Case #775-O, Lisa Felker v. Sierra Landing Condominium Association, Inc., January 27, 2006 (Pettey, Gramzinski, Neel).
The Homeowner (HO) challenged a decision of the homeowner association (HOA) to replace the skylights on her unit at her cost although they were not leaking. The HOA refused to attempt mediation of the complaint and the matter went directly to the Commission for a hearing. Evidence produced at the hearing showed that many of the skylights in the HOA, similar to the HO's, were leaking and causing hidden damage to the units, and that it would be cheaper to replace all the skylights at one time than to replace them piecemeal; as a result, the HOA was offering all HO's the option of purchasing two different models of skylights for the costs of materials alone. One model was half the price of the other. This information was never shown to the HO before the hearing although she had asked for it and the HO testified that if she had seen it, she might not have proceeded with her complaint.
In addition, the HOA proceeded to replace the HO's skylights with the more expensive model before the Commission could hear the case.

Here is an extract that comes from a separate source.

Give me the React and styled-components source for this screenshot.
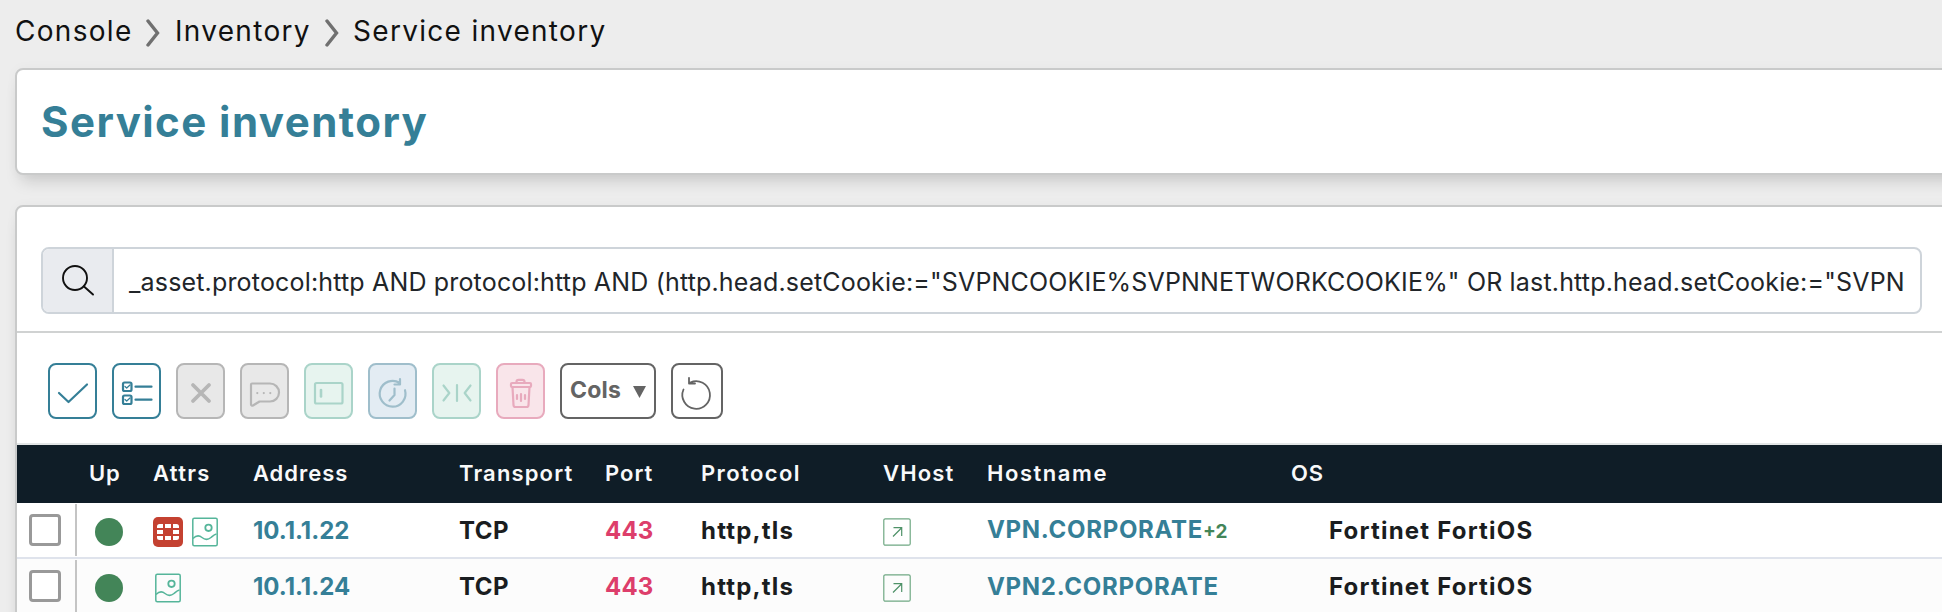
import styled, { createGlobalStyle } from "styled-components";

const GlobalStyle = createGlobalStyle`
  * {
    box-sizing: border-box;
  }
  body {
    margin: 0;
    height: 612px;
    overflow: hidden;
    background: #ededed;
    font-family: Inter, "Liberation Sans", sans-serif;
  }
`;

const buttons = [
  { tone: "active", icon: "check" },
  { tone: "active", icon: "list" },
  { tone: "gray", icon: "close" },
  { tone: "gray", icon: "comment" },
  { tone: "green", icon: "tag" },
  { tone: "blue", icon: "clock" },
  { tone: "green", icon: "merge" },
  { tone: "pink", icon: "trash" },
];

const tones = {
  active: { color: "#357f97", background: "#fff" },
  gray: { color: "#b6b6b6", background: "#e8e8e8" },
  green: { color: "#aad4c9", background: "#e7f4ef" },
  blue: { color: "#9fbecb", background: "#e3ecf3" },
  pink: { color: "#e8aabd", background: "#f9e5ea" },
  dark: { color: "#646464", background: "#fff" },
};

const columns = [
  { label: "Up", spacing: 0.8 },
  { label: "Attrs", spacing: 1.3 },
  { label: "Address", spacing: 0.95 },
  { label: "Transport", spacing: 1.15 },
  { label: "Port", spacing: 1 },
  { label: "Protocol", spacing: 1.4 },
  { label: "VHost", spacing: 1.15 },
  { label: "Hostname", spacing: 1.55 },
  { label: "OS", spacing: 0.8 },
];

const services = [
  {
    address: "10.1.1.22",
    transport: "TCP",
    port: 443,
    protocol: "http,tls",
    hostname: "VPN.CORPORATE",
    more: "+2",
    os: "Fortinet FortiOS",
    fortinet: true,
  },
  {
    address: "10.1.1.24",
    transport: "TCP",
    port: 443,
    protocol: "http,tls",
    hostname: "VPN2.CORPORATE",
    os: "Fortinet FortiOS",
  },
];

const query =
  '_asset.protocol:http AND protocol:http AND (http.head.setCookie:="SVPNCOOKIE%SVPNNETWORKCOOKIE%" OR last.http.head.setCookie:="SVPN';

const Chevron = () => (
  <ChevronIcon viewBox="0 0 14 28">
    <path d="M2 2l9.500 12L2 26" />
  </ChevronIcon>
);

const ToolIcon = ({ name }) => {
  switch (name) {
    case "check":
      return (
        <Icon viewBox="0 0 45 52">
          <path d="M9 28l9.500 9L37 19.500" />
        </Icon>
      );
    case "list":
      return (
        <Icon viewBox="0 0 45 52">
          <rect x="9" y="17.500" width="8.500" height="8.500" rx="1.500" />
          <rect x="9" y="30.500" width="8.500" height="8.500" rx="1.500" />
          <path
            d="M11 21.500l1.700 1.500 3.300-3M11 34.500l1.700 1.500 3.300-3"
            strokeWidth="1.300"
          />
          <path d="M21.500 21.700h16M21.500 34.700h16" />
        </Icon>
      );
    case "close":
      return (
        <Icon viewBox="0 0 45 52" strokeWidth="3.800">
          <path d="M15 20l16 16M31 20L15 36" />
        </Icon>
      );
    case "comment":
      return (
        <Icon viewBox="0 0 45 52">
          <path d="M9 19.500a1 1 0 0 1 1-1h18a9 9 0 0 1 0 18H17.500l-6.500 4a1.300 1.300 0 0 1-2-1z" />
          <path d="M15.300 28v.1M21.800 28v.1M28.300 28v.1" />
        </Icon>
      );
    case "tag":
      return (
        <Icon viewBox="0 0 45 52">
          <rect x="9" y="18" width="27.500" height="20.500" rx="1.500" />
          <path d="M15 25v6.500" strokeWidth="2.600" />
        </Icon>
      );
    case "clock":
      return (
        <Icon viewBox="0 0 45 52">
          <path d="M35 25.200a12.900 12.900 0 1 1-5.300-7.200M30 14.200v5.300h-5.500M24.500 23.500v6.500l-5 5.500" />
        </Icon>
      );
    case "merge":
      return (
        <Icon viewBox="0 0 45 52">
          <path d="M9.500 20.500l5.800 7.500-5.800 7.500M23 20v16M36.500 20.500L30.700 28l5.800 7.500" />
        </Icon>
      );
    case "trash":
      return (
        <Icon viewBox="0 0 45 52">
          <rect x="13" y="18" width="20" height="4" rx="1" />
          <path d="M18.500 18v-1.200a2 2 0 0 1 2-2h4a2 2 0 0 1 2 2V18M14.500 22l1 18a2 2 0 0 0 2 2h11a2 2 0 0 0 2-2l1-18M19 30v4M23 29v7M27 30v4" />
        </Icon>
      );
    default:
      return (
        <Icon viewBox="0 0 48 52" strokeWidth="1.800">
          <path d="M10.500 24.500a13.800 13.800 0 1 0 6.800-7M16 12.800v5.700h6" />
        </Icon>
      );
  }
};

const FortinetIcon = () => (
  <svg width="30" height="30" viewBox="0 0 30 30">
    <rect width="30" height="30" rx="5" fill="#c44131" />
    <path
      fill="#fff"
      d="M4 11V9.500A2.500 2.500 0 0 1 6.500 7H10v4zM12 7h6v4h-6zM20 7h3.500A2.500 2.500 0 0 1 26 9.500V11h-6zM4 13h6v4H4zM20 13h6v4h-6zM4 19h6v4H6.500A2.500 2.500 0 0 1 4 20.500zM12 19h6v4h-6zM20 19h6v1.500a2.500 2.500 0 0 1-2.500 2.500H20z"
    />
  </svg>
);

const ScreenshotIcon = () => (
  <svg
    width="26"
    height="30"
    viewBox="0 0 26 30"
    fill="none"
    stroke="#55b59a"
    strokeWidth="1.500"
  >
    <rect x=".8" y="1.200" width="24.400" height="27.600" rx="1.500" />
    <circle cx="16.500" cy="10.800" r="3.200" strokeWidth="1.800" />
    <path d="M1 21.500c3-3 6-3.500 9-1s6 2.500 9 0c2-1.700 3-3 5.500-3.500" />
  </svg>
);

const LinkIcon = () => (
  <svg
    width="28"
    height="28"
    viewBox="0 0 28 28"
    fill="none"
    stroke="#6fa883"
    strokeWidth="1.200"
  >
    <rect x=".8" y=".8" width="26.400" height="26.400" rx="1.500" />
    <path d="M10 18.500l8.500-8.500M10.500 9.700h8.200v8.200" stroke="#4f9268" />
  </svg>
);

const App = () => {
  return (
    <Page>
      <GlobalStyle />
      <Breadcrumbs>
        <Crumb $w={116}>Console</Crumb>
        <Chevron />
        <Crumb $w={135}>Inventory</Crumb>
        <Chevron />
        <Crumb>Service inventory</Crumb>
      </Breadcrumbs>

      <TitleCard>
        <Title>Service inventory</Title>
      </TitleCard>

      <InventoryCard>
        <SearchBar>
          <SearchAddon>
            <svg
              width="34"
              height="34"
              viewBox="0 0 34 34"
              fill="none"
              stroke="#111"
              strokeWidth="1.900"
              strokeLinecap="round"
            >
              <circle cx="14" cy="14" r="12" />
              <path d="M23 22.500l9 8" />
            </svg>
          </SearchAddon>
          <SearchText>{query}</SearchText>
        </SearchBar>

        <Toolbar>
          {buttons.map(({ tone, icon }) => (
            <ToolButton key={icon} $tone={tone}>
              <ToolIcon name={icon} />
            </ToolButton>
          ))}
          <ToolButton $tone="dark" $width={96}>
            <ColsLabel>Cols</ColsLabel>
            <Caret viewBox="0 0 13 12">
              <path d="M0 0h13L6.500 12z" />
            </Caret>
          </ToolButton>
          <ToolButton $tone="dark" $width={52}>
            <ToolIcon name="refresh" />
          </ToolButton>
        </Toolbar>

        <HeaderRow>
          <span />
          {columns.map(({ label, spacing }) => (
            <HeaderCell key={label} $spacing={spacing}>
              {label}
            </HeaderCell>
          ))}
        </HeaderRow>
        {services.map((service) => (
          <Row key={service.address}>
            <CheckCell>
              <Checkbox />
            </CheckCell>
            <UpCell>
              <UpDot />
            </UpCell>
            <Attrs $single={!service.fortinet}>
              {service.fortinet && <FortinetIcon />}
              <ScreenshotIcon />
            </Attrs>
            <Cell $color="#357f97" $spacing={0}>
              {service.address}
            </Cell>
            <Cell $spacing={0.5}>{service.transport}</Cell>
            <Cell $color="#dd3e6b" $spacing={0.2}>
              {service.port}
            </Cell>
            <Cell $spacing={1.2}>{service.protocol}</Cell>
            <IconCell>
              <LinkIcon />
            </IconCell>
            <Cell $color="#357f97" $spacing={0.7} $raised={service.more}>
              {service.hostname}
              {service.more && <More>{service.more}</More>}
            </Cell>
            <Cell $indent={38} $spacing={1.2}>
              {service.os}
            </Cell>
          </Row>
        ))}
      </InventoryCard>
    </Page>
  );
};

const Page = styled.div`
  width: 1942px;
  height: 612px;
  padding-left: 15px;
  overflow: hidden;
`;

const Breadcrumbs = styled.div`
  display: flex;
  align-items: center;
  height: 68px;
  padding-bottom: 6px;
  gap: 15px;
`;
const Crumb = styled.span`
  width: ${({ $w }) => ($w ? `${$w}px` : "auto")};
  font-size: 28px;
  letter-spacing: 1.3px;
  color: #111;
  white-space: nowrap;

  &:last-child {
    margin-left: -1px;
  }
`;
const ChevronIcon = styled.svg`
  width: 14px;
  height: 28px;
  margin-top: 3px;
  fill: none;
  stroke: #707070;
  stroke-width: 3.4;
  stroke-linecap: round;
`;

const Card = styled.div`
  width: 1960px;
  background: #fff;
  border: 2px solid #c9caca;
  border-radius: 8px;
  box-shadow: 0 12px 16px -6px rgba(0, 0, 0, 0.15),
    0 0 12px rgba(0, 0, 0, 0.03);
`;
const TitleCard = styled(Card)`
  display: flex;
  align-items: center;
  height: 107px;
  padding-left: 24px;
`;
const Title = styled.h1`
  margin: 0;
  font-size: 42px;
  font-weight: 650;
  letter-spacing: 1.45px;
  color: #357f97;
`;

const InventoryCard = styled(Card)`
  height: 500px;
  margin-top: 30px;
  padding-top: 40px;
`;
const SearchBar = styled.div`
  display: flex;
  width: 1881px;
  height: 67px;
  margin-left: 24px;
  border: 2px solid #ced4da;
  border-radius: 8px;
  overflow: hidden;
`;
const SearchAddon = styled.div`
  display: flex;
  align-items: center;
  justify-content: center;
  flex: none;
  width: 71px;
  background: #e9ebef;
  border-right: 2px solid #ced4da;
`;
const SearchText = styled.div`
  padding-left: 15px;
  line-height: 67px;
  font-size: 25px;
  letter-spacing: 0.17px;
  color: #212529;
  white-space: nowrap;
`;

const Toolbar = styled.div`
  display: flex;
  gap: 15px;
  height: 114px;
  margin-top: 17px;
  padding: 30px 0 0 31px;
  border-top: 2px solid #d0d2d2;
  border-bottom: 2px solid #e3e6e6;
`;
const ToolButton = styled.button`
  display: flex;
  align-items: center;
  justify-content: center;
  flex: none;
  width: ${({ $width }) => $width || 49}px;
  height: 56px;
  padding: 0;
  color: ${({ $tone }) => tones[$tone].color};
  background: ${({ $tone }) => tones[$tone].background};
  border: 2px solid currentColor;
  border-radius: 8px;
`;
const Icon = styled.svg`
  width: 100%;
  height: 100%;
  fill: none;
  stroke: currentColor;
  stroke-linecap: round;
  stroke-linejoin: round;
  stroke-width: ${({ strokeWidth }) => strokeWidth || 2.2};
`;
const ColsLabel = styled.span`
  margin-bottom: 3px;
  font: 650 23px Inter, sans-serif;
  letter-spacing: 0.2px;
`;
const Caret = styled.svg`
  width: 13px;
  height: 12px;
  margin: 2px 0 0 12px;
  fill: currentColor;
`;

const Grid = styled.div`
  display: grid;
  grid-template-columns: 72px 64px 100px 206px 146px 96px 182px 104px 304px 1fr;
`;
const HeaderRow = styled(Grid)`
  height: 58px;
  background: #0f1d27;
`;
const HeaderCell = styled.div`
  line-height: 56px;
  font-size: 22px;
  font-weight: 600;
  letter-spacing: ${({ $spacing }) => $spacing}px;
  color: #f8f9fa;
`;
const Row = styled(Grid)`
  height: 56px;
  border-bottom: 2px solid #dfe3ec;
  background: #fff;

  & + & {
    background: #fcfcfc;
  }
`;
const CheckCell = styled.div`
  width: 60px;
  height: 52px;
  margin-top: 1px;
  padding: 10px 0 0 12px;
  border-right: 2px solid #c4c4c4;
`;
const Checkbox = styled.div`
  width: 32px;
  height: 32px;
  border: 3px solid #999;
  border-radius: 4px;
  background: #fff;
`;
const UpCell = styled.div`
  padding: 15px 0 0 6px;
`;
const UpDot = styled.div`
  width: 28px;
  height: 28px;
  border-radius: 50%;
  background: #438558;
`;
const Attrs = styled.div`
  display: flex;
  gap: 9px;
  padding: 14px 0 0 ${({ $single }) => ($single ? 2 : 0)}px;
`;
const IconCell = styled.div`
  padding-top: 15px;
`;
const Cell = styled.div`
  padding-left: ${({ $indent }) => $indent || 0}px;
  line-height: ${({ $raised }) => ($raised ? 54 : 56)}px;
  font-size: 24px;
  font-weight: 650;
  letter-spacing: ${({ $spacing }) => $spacing}px;
  color: ${({ $color }) => $color || "#1a1d20"};
  white-space: nowrap;
`;
const More = styled.span`
  font-size: 19px;
  font-weight: 700;
  letter-spacing: 0;
  color: #438558;
`;

export default App;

The Commission ruled that the HOA's decision to replace all the skylights at once, including the HO's, was a reasonable decision within the power of the HOA to make. However, the HOA had withheld crucial information from the HO and had rejected mediation without good reason. In addition the HOA had violated the "automatic stay" provisions of the CountyCode by replacing the skylight after the complaint was filed without authorization from the Commission or the HO. Therefore the Commission also ruled that the HOA should be penalized, and the penalty was that it could not charge the HO the cost of the more expensive skylights it had installed but could only charge her the cost of the cheaper skylights; in addition, the HOA was ordered to pay the HO a refund of the $50 filing fee she paid when she filed her complaint with the Commission.